## REQUIREMENTS
Repeat the material verbatim. Images are excluded from the copy.

• • • •

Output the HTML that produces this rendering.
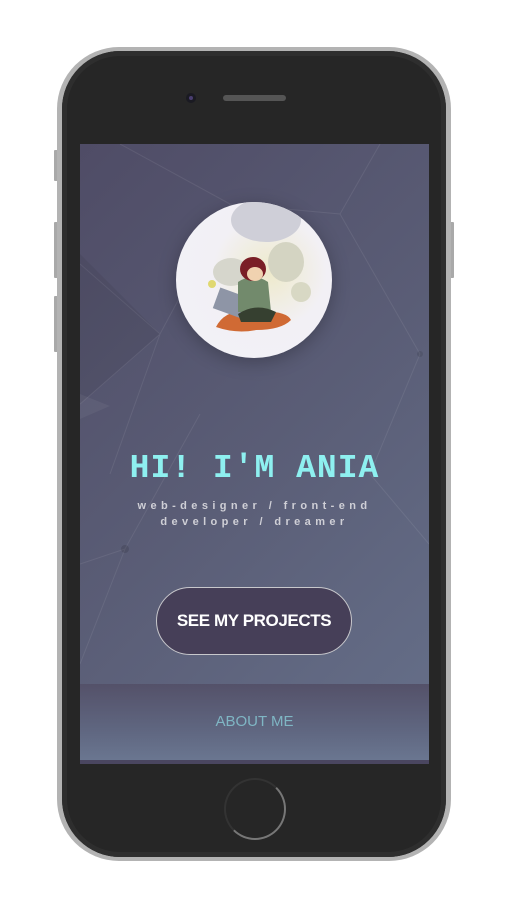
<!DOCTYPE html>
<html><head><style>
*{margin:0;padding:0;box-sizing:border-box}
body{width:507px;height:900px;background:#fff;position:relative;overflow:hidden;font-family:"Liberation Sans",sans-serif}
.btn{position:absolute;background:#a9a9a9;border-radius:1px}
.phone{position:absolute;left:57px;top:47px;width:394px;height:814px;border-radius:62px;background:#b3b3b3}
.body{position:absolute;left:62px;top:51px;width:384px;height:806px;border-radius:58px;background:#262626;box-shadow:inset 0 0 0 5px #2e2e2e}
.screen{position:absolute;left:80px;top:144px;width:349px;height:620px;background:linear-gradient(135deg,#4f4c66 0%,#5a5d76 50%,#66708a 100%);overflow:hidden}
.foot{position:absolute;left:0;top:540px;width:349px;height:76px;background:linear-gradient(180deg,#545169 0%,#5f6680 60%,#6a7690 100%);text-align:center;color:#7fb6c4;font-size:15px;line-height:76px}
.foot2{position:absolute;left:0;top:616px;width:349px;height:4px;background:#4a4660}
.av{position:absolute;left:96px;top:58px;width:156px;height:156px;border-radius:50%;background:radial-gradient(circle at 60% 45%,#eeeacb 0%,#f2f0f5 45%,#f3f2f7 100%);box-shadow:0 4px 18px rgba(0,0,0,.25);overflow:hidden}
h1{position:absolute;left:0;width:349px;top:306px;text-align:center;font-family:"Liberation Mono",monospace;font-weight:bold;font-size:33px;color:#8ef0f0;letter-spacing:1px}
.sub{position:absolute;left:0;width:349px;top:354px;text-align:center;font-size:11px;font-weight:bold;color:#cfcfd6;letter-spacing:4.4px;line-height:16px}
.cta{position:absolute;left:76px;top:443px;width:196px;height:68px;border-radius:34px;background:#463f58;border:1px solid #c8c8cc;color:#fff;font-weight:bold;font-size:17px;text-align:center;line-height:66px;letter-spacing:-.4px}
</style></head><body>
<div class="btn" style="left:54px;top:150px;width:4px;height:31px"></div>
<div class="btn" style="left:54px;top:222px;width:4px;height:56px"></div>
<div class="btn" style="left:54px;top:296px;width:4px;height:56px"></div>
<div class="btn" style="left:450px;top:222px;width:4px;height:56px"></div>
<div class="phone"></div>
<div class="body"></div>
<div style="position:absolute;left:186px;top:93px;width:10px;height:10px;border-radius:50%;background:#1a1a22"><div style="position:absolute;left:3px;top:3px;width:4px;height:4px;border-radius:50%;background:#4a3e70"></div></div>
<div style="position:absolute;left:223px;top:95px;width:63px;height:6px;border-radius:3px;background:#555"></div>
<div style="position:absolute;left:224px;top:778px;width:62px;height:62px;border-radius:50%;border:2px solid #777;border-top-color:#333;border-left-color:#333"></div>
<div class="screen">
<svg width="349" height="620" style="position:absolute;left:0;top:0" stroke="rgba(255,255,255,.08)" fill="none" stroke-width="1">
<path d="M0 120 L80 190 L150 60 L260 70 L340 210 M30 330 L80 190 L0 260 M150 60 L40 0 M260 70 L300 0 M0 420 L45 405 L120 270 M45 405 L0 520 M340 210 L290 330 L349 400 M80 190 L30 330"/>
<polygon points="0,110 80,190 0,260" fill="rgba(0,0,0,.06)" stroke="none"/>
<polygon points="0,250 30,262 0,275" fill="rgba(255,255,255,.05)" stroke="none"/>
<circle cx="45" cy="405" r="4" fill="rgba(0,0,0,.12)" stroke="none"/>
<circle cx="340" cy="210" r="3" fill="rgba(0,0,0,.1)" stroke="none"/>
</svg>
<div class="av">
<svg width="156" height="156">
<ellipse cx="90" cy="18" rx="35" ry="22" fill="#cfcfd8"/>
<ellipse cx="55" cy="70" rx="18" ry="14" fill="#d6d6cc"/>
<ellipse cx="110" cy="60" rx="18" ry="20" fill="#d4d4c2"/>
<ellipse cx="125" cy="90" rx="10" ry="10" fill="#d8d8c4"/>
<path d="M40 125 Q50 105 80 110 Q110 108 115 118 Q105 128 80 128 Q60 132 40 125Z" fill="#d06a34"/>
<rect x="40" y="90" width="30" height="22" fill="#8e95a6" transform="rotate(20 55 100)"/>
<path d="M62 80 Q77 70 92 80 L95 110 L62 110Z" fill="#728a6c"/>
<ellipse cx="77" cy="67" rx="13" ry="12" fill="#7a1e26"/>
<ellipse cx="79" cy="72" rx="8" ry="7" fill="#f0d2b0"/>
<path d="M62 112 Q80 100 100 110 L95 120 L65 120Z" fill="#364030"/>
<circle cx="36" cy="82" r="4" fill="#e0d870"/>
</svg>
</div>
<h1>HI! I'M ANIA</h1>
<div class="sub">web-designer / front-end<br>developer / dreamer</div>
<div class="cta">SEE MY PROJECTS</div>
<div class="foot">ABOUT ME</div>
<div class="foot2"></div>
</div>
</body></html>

• • • •

## RESPONSE TO THE TASK
Output the HTML that produces this rendering.
<!DOCTYPE html>
<html><head><style>
*{margin:0;padding:0;box-sizing:border-box}
body{width:507px;height:900px;background:#fff;position:relative;overflow:hidden;font-family:"Liberation Sans",sans-serif}
.btn{position:absolute;background:#a9a9a9;border-radius:1px}
.phone{position:absolute;left:57px;top:47px;width:394px;height:814px;border-radius:62px;background:#b3b3b3}
.body{position:absolute;left:62px;top:51px;width:384px;height:806px;border-radius:58px;background:#262626;box-shadow:inset 0 0 0 5px #2e2e2e}
.screen{position:absolute;left:80px;top:144px;width:349px;height:620px;background:linear-gradient(135deg,#4f4c66 0%,#5a5d76 50%,#66708a 100%);overflow:hidden}
.foot{position:absolute;left:0;top:540px;width:349px;height:76px;background:linear-gradient(180deg,#545169 0%,#5f6680 60%,#6a7690 100%);text-align:center;color:#7fb6c4;font-size:15px;line-height:76px}
.foot2{position:absolute;left:0;top:616px;width:349px;height:4px;background:#4a4660}
.av{position:absolute;left:96px;top:58px;width:156px;height:156px;border-radius:50%;background:radial-gradient(circle at 60% 45%,#eeeacb 0%,#f2f0f5 45%,#f3f2f7 100%);box-shadow:0 4px 18px rgba(0,0,0,.25);overflow:hidden}
h1{position:absolute;left:0;width:349px;top:306px;text-align:center;font-family:"Liberation Mono",monospace;font-weight:bold;font-size:33px;color:#8ef0f0;letter-spacing:1px}
.sub{position:absolute;left:0;width:349px;top:354px;text-align:center;font-size:11px;font-weight:bold;color:#cfcfd6;letter-spacing:4.4px;line-height:16px}
.cta{position:absolute;left:76px;top:443px;width:196px;height:68px;border-radius:34px;background:#463f58;border:1px solid #c8c8cc;color:#fff;font-weight:bold;font-size:17px;text-align:center;line-height:66px;letter-spacing:-.4px}
</style></head><body>
<div class="btn" style="left:54px;top:150px;width:4px;height:31px"></div>
<div class="btn" style="left:54px;top:222px;width:4px;height:56px"></div>
<div class="btn" style="left:54px;top:296px;width:4px;height:56px"></div>
<div class="btn" style="left:450px;top:222px;width:4px;height:56px"></div>
<div class="phone"></div>
<div class="body"></div>
<div style="position:absolute;left:186px;top:93px;width:10px;height:10px;border-radius:50%;background:#1a1a22"><div style="position:absolute;left:3px;top:3px;width:4px;height:4px;border-radius:50%;background:#4a3e70"></div></div>
<div style="position:absolute;left:223px;top:95px;width:63px;height:6px;border-radius:3px;background:#555"></div>
<div style="position:absolute;left:224px;top:778px;width:62px;height:62px;border-radius:50%;border:2px solid #777;border-top-color:#333;border-left-color:#333"></div>
<div class="screen">
<svg width="349" height="620" style="position:absolute;left:0;top:0" stroke="rgba(255,255,255,.08)" fill="none" stroke-width="1">
<path d="M0 120 L80 190 L150 60 L260 70 L340 210 M30 330 L80 190 L0 260 M150 60 L40 0 M260 70 L300 0 M0 420 L45 405 L120 270 M45 405 L0 520 M340 210 L290 330 L349 400 M80 190 L30 330"/>
<polygon points="0,110 80,190 0,260" fill="rgba(0,0,0,.06)" stroke="none"/>
<polygon points="0,250 30,262 0,275" fill="rgba(255,255,255,.05)" stroke="none"/>
<circle cx="45" cy="405" r="4" fill="rgba(0,0,0,.12)" stroke="none"/>
<circle cx="340" cy="210" r="3" fill="rgba(0,0,0,.1)" stroke="none"/>
</svg>
<div class="av">
<svg width="156" height="156">
<ellipse cx="90" cy="18" rx="35" ry="22" fill="#cfcfd8"/>
<ellipse cx="55" cy="70" rx="18" ry="14" fill="#d6d6cc"/>
<ellipse cx="110" cy="60" rx="18" ry="20" fill="#d4d4c2"/>
<ellipse cx="125" cy="90" rx="10" ry="10" fill="#d8d8c4"/>
<path d="M40 125 Q50 105 80 110 Q110 108 115 118 Q105 128 80 128 Q60 132 40 125Z" fill="#d06a34"/>
<rect x="40" y="90" width="30" height="22" fill="#8e95a6" transform="rotate(20 55 100)"/>
<path d="M62 80 Q77 70 92 80 L95 110 L62 110Z" fill="#728a6c"/>
<ellipse cx="77" cy="67" rx="13" ry="12" fill="#7a1e26"/>
<ellipse cx="79" cy="72" rx="8" ry="7" fill="#f0d2b0"/>
<path d="M62 112 Q80 100 100 110 L95 120 L65 120Z" fill="#364030"/>
<circle cx="36" cy="82" r="4" fill="#e0d870"/>
</svg>
</div>
<h1>HI! I'M ANIA</h1>
<div class="sub">web-designer / front-end<br>developer / dreamer</div>
<div class="cta">SEE MY PROJECTS</div>
<div class="foot">ABOUT ME</div>
<div class="foot2"></div>
</div>
</body></html>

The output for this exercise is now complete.